In spite of the many interests in his present life, his love for the people and the country, the yearning for the friends far away grew daily.
How he longed to have them see Vailima with all its beauties! To talk over old times again. Such visits were continually planned, but they were never realized.
He seldom complained and those who were with him every day rarely found him low in spirits. It was into the letters to his old intimates that these longings crept when it swept over him that, though a voluntary exile in a pleasant place, he was an exile none the less, with the fate of him who wrote:
“There’s a track across the deep,
And a path across the sea,
But for me there’s nae return
To my ain countree.”
“When the smell of the good wet earth” came to him it came “with a kind of Highland tone.” A tropic shower found him in a “frame of mind and body that belonged to Scotland.” And when he turned to write the chronicle of his grandfather’s life and work, the beautiful words in which he described the old gentleman’s farewell to “Sumbraugh and the wild crags of Skye” meant likewise his own farewell to those shores. No more was he to “see the topaz and ruby interchange on the summit of Bell Rock,” no more to see “the castle on its hills,” or the venerable city which he always thought of as his home.
“Like Leyden,” he wrote, “I have gone into a far land to die, not stayed like Burns to mingle in the end with Scottish soil.”
It was drawing near the close of their fourth year in Apia. On November 13 his birthday had been celebrated with the usual festivities, and on Thanksgiving Day he had given a dinner to his American friends — and then the end of all his wanderings and working came suddenly.
“He wrote hard all that morning of the last day,” says Lloyd Osbourne, “on his half-finished book Hermiston.... In the afternoon the mail fell to be answered; not business correspondence — but replies to the long, kindly letters of distant friends, received but two days since, and still bright in memory.
“At sunset he came downstairs.... He was helping his wife on the verandah, and gaily talking, when suddenly he put both hands to his head, and cried out, ‘What’s that?’ Then he asked quickly, ‘Do I look strange?’ Even as he did so he fell on his knees beside her. He was helped into the great hall, between his wife and body-servant, Sosimo, losing consciousness instantly, as he lay back in the arm-chair that had once been his grandfather’s. Little time was lost in bringing the doctors, Anderson of the man-of-war, and his friend Dr. Funk. They looked at him and shook their heads ... he had passed the bounds of human skill....

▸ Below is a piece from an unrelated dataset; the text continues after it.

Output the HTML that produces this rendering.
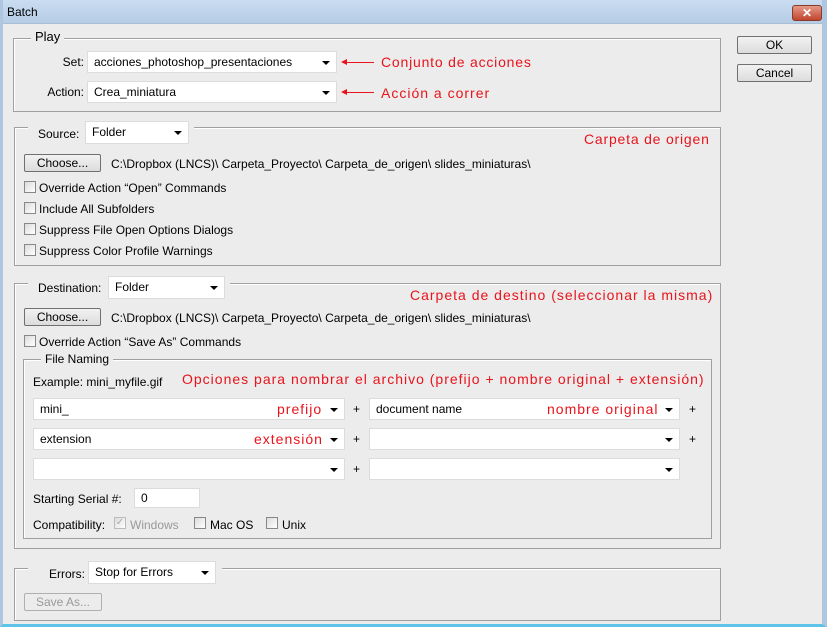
<!DOCTYPE html><html><head><meta charset="utf-8"><style>
*{box-sizing:border-box;margin:0;padding:0}
body{width:827px;height:627px;overflow:hidden;background:#ececec;font:12px "Liberation Sans",sans-serif;color:#000;position:relative}
.a{position:absolute;white-space:nowrap}
.tb{left:0;top:0;width:827px;height:24px;background:linear-gradient(#c9dcf0,#b6cde6);border-bottom:1px solid #a9bfd6}
.win{left:0;top:0;width:827px;height:627px;border-left:3px solid #aec6e0;border-right:5px solid #aec6e0;border-bottom:3px solid #5ec5e8}
.g{border:1px solid #a0a0a0;box-shadow:inset 1px 1px 0 #fff}
.lg{background:#ececec;padding:0 4px}
.sel,.inp{background:#fff;border:1px solid #dcdcdc;height:22px;line-height:20px;padding-left:6px}
.sel:after{content:"";position:absolute;right:6px;top:9px;border:4px solid transparent;border-top:4px solid #000;border-bottom:0}
.btn{border:1px solid #707070;border-radius:2px;background:linear-gradient(#f2f2f2,#dcdcdc);text-align:center;line-height:16px;height:18px}
.cb{width:12px;height:12px;border:1px solid #888;background:linear-gradient(135deg,#dcdcdc,#fff)}
.r{color:#e8141c;font-size:14px;letter-spacing:1px}
.rt{text-align:right}
</style></head><body>
<div class="a tb"></div>
<div class="a" style="left:7px;top:5px;font-size:12px">Batch</div>
<div class="a" style="left:792px;top:5px;width:30px;height:16px;border:1px solid #8a3a2a;border-radius:3px;background:linear-gradient(#e49a88,#c0452e);color:#fff;text-align:center;font-weight:bold;line-height:14px">✕</div>

<div class="a btn" style="left:737px;top:36px;width:75px">OK</div>
<div class="a btn" style="left:737px;top:64px;width:75px">Cancel</div>

<div class="a g" style="left:13px;top:38px;width:708px;height:74px"></div>
<div class="a lg" style="left:31px;top:29px;font-size:13px">Play</div>
<div class="a rt" style="left:30px;top:55px;width:54px">Set:</div>
<div class="a sel" style="left:87px;top:51px;width:250px">acciones_photoshop_presentaciones</div>
<div class="a rt" style="left:30px;top:85px;width:54px">Action:</div>
<div class="a sel" style="left:87px;top:81px;width:250px">Crea_miniatura</div>
<div class="a" style="left:344px;top:62px;width:30px;height:1px;background:#e8141c"></div>
<div class="a" style="left:341px;top:59px;border:3px solid transparent;border-right:6px solid #e8141c;border-left:0"></div>
<div class="a" style="left:344px;top:92px;width:30px;height:1px;background:#e8141c"></div>
<div class="a" style="left:341px;top:89px;border:3px solid transparent;border-right:6px solid #e8141c;border-left:0"></div>
<div class="a r" style="left:381px;top:54px;letter-spacing:0.8px">Conjunto de acciones</div>
<div class="a r" style="left:381px;top:85px">Acción a correr</div>

<div class="a g" style="left:14px;top:127px;width:707px;height:139px"></div>
<div class="a lg" style="left:28px;top:118px;width:166px;height:28px"></div>
<div class="a" style="left:38px;top:127px">Source:</div>
<div class="a sel" style="left:85px;top:121px;width:104px;height:23px">Folder</div>
<div class="a r" style="left:584px;top:131px;letter-spacing:0.8px">Carpeta de origen</div>
<div class="a btn" style="left:24px;top:154px;width:77px">Choose...</div>
<div class="a" style="left:111px;top:157px">C:\Dropbox (LNCS)\ Carpeta_Proyecto\ Carpeta_de_origen\ slides_miniaturas\</div>
<div class="a cb" style="left:24px;top:181px"></div><div class="a" style="left:39px;top:181px">Override Action “Open” Commands</div>
<div class="a cb" style="left:24px;top:202px"></div><div class="a" style="left:39px;top:202px">Include All Subfolders</div>
<div class="a cb" style="left:24px;top:223px"></div><div class="a" style="left:39px;top:223px">Suppress File Open Options Dialogs</div>
<div class="a cb" style="left:24px;top:244px"></div><div class="a" style="left:39px;top:244px">Suppress Color Profile Warnings</div>

<div class="a g" style="left:14px;top:283px;width:707px;height:266px"></div>
<div class="a lg" style="left:28px;top:274px;width:202px;height:28px"></div>
<div class="a" style="left:38px;top:281px">Destination:</div>
<div class="a sel" style="left:108px;top:276px;width:117px;height:23px">Folder</div>
<div class="a r" style="left:410px;top:287px">Carpeta de destino (seleccionar la misma)</div>
<div class="a btn" style="left:24px;top:308px;width:77px">Choose...</div>
<div class="a" style="left:111px;top:311px">C:\Dropbox (LNCS)\ Carpeta_Proyecto\ Carpeta_de_origen\ slides_miniaturas\</div>
<div class="a cb" style="left:24px;top:335px"></div><div class="a" style="left:39px;top:335px">Override Action “Save As” Commands</div>

<div class="a g" style="left:23px;top:359px;width:689px;height:180px"></div>
<div class="a lg" style="left:41px;top:352px">File Naming</div>
<div class="a" style="left:33px;top:375px">Example: mini_myfile.gif</div>
<div class="a r" style="left:182px;top:371px">Opciones para nombrar el archivo (prefijo + nombre original + extensión)</div>

<div class="a sel" style="left:33px;top:398px;width:312px">mini_</div>
<div class="a r" style="left:277px;top:401px">prefijo</div>
<div class="a" style="left:353px;top:402px">+</div>
<div class="a sel" style="left:369px;top:398px;width:311px">document name</div>
<div class="a r" style="left:547px;top:401px">nombre original</div>
<div class="a" style="left:689px;top:402px">+</div>

<div class="a sel" style="left:33px;top:428px;width:312px">extension</div>
<div class="a r" style="left:254px;top:431px">extensión</div>
<div class="a" style="left:353px;top:432px">+</div>
<div class="a sel" style="left:369px;top:428px;width:311px"></div>
<div class="a" style="left:689px;top:432px">+</div>

<div class="a sel" style="left:33px;top:458px;width:312px"></div>
<div class="a" style="left:353px;top:462px">+</div>
<div class="a sel" style="left:369px;top:458px;width:311px"></div>

<div class="a" style="left:33px;top:492px">Starting Serial #:</div>
<div class="a inp" style="left:134px;top:488px;width:66px;height:20px;line-height:18px">0</div>
<div class="a" style="left:33px;top:518px">Compatibility:</div>
<div class="a cb" style="left:114px;top:517px;border-color:#bbb;font-size:10px;line-height:10px;color:#aaa;text-align:center">✓</div>
<div class="a" style="left:130px;top:518px;color:#999">Windows</div>
<div class="a cb" style="left:194px;top:517px"></div><div class="a" style="left:210px;top:518px">Mac OS</div>
<div class="a cb" style="left:266px;top:517px"></div><div class="a" style="left:282px;top:518px">Unix</div>

<div class="a g" style="left:14px;top:568px;width:707px;height:53px"></div>
<div class="a lg" style="left:28px;top:559px;width:194px;height:28px"></div>
<div class="a" style="left:49px;top:567px">Errors:</div>
<div class="a sel" style="left:88px;top:561px;width:128px;height:23px">Stop for Errors</div>
<div class="a btn" style="left:24px;top:593px;width:78px;border-color:#b0b0b0;color:#999;background:#ececec">Save As...</div>

<div class="a win"></div>
</body></html>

“The dozen and more Samoans that formed part of the clan of which he was chief, sat in a wide semicircle on the floor, their reverent, troubled, sorrow-stricken faces all fixed upon their dying master. Some knelt on one knee to be instantly ready for any command that might be laid upon them....
“He died at ten minutes past eight on Monday evening the 3rd of December, in the forty-fifth year of his age.
“The great Union Jack that flew over the house was hauled down and laid over the body, fit shroud for a loyal Scotsman. He lay in the hall which was ever his pride, where he had passed the gayest and most delightful hours of his life.... In it were the treasures of his far off Scottish home.... The Samoans passed in procession beside his bed, kneeling and kissing his hand, each in turn, before taking their places for the long night watch beside him. No entreaty could induce them to retire, to rest themselves for the painful arduous duties of the morrow. It would show little love for Tusitala, they said, if they did not spend their last night beside him. Mournful and silent, they sat in deep dejection, poor, simple, loyal folks, fulfilling the duty that they owed their chief.
“A messenger was dispatched to a few chiefs connected with the family, to announce the tidings and bid them assemble their men on the morrow for the work there was to do....
“The morning of the 4th of December broke cool and sunny.... A meeting of chiefs was held to apportion the work and divide the men into parties. Forty were sent with knives and axes to cut a path up the steep face of the mountain, and the writer him
self led another party to the summit — men chosen from the immediate family — to dig the grave on the spot where it was Robert Louis Stevenson’s wish that he should lie.... Nothing more picturesque can be imagined than the ledge that forms the summit to Væa, a place no wider than a room, and flat as a table. On either side the land descends precipitously; in front lies the vast ocean and surf-swept reefs; to the right and left green mountains rise....
“All the morning Samoans were arriving with flowers, few of these were white, for they have not learned our foreign custom, and the room glowed with the many colors. There were no strangers on that day, no acquaintances; those only were called who would deeply feel the loss. At one o’clock a body of powerful Samoans bore away the coffin, hid beneath a tattered red ensign that had flown above his vessel in many a remote corner of the South Seas. A path so steep and rugged taxed their strength to the utmost, for not only was the journey difficult in itself, but extreme care was requisite to carry the coffin shoulder high....
“No stranger hand touched him.... Those who loved him carried him to his last home; even the coffin was the work of an old friend. The grave was dug by his own men.”
Tusitala had left them, and his friends in the South Seas had lost a faithful friend and companion, a wise and just master.
His family and friends the world over had lost not only these but far more. His life had been a chivalrous one with all the best that chivalry stands for, “loyalty, honesty, generosity, courage, courtesy, and self-devotion; to impute no unworthy motives and to bear no grudges; to bear misfortune with cheerfulness and without a murmur; to strike hard for the right and to take no mean advantage; to be gentle to women and kind to all that are weak; to be rigorous with oneself and very lenient to others — these ... were the traits that distinguished Stevenson.”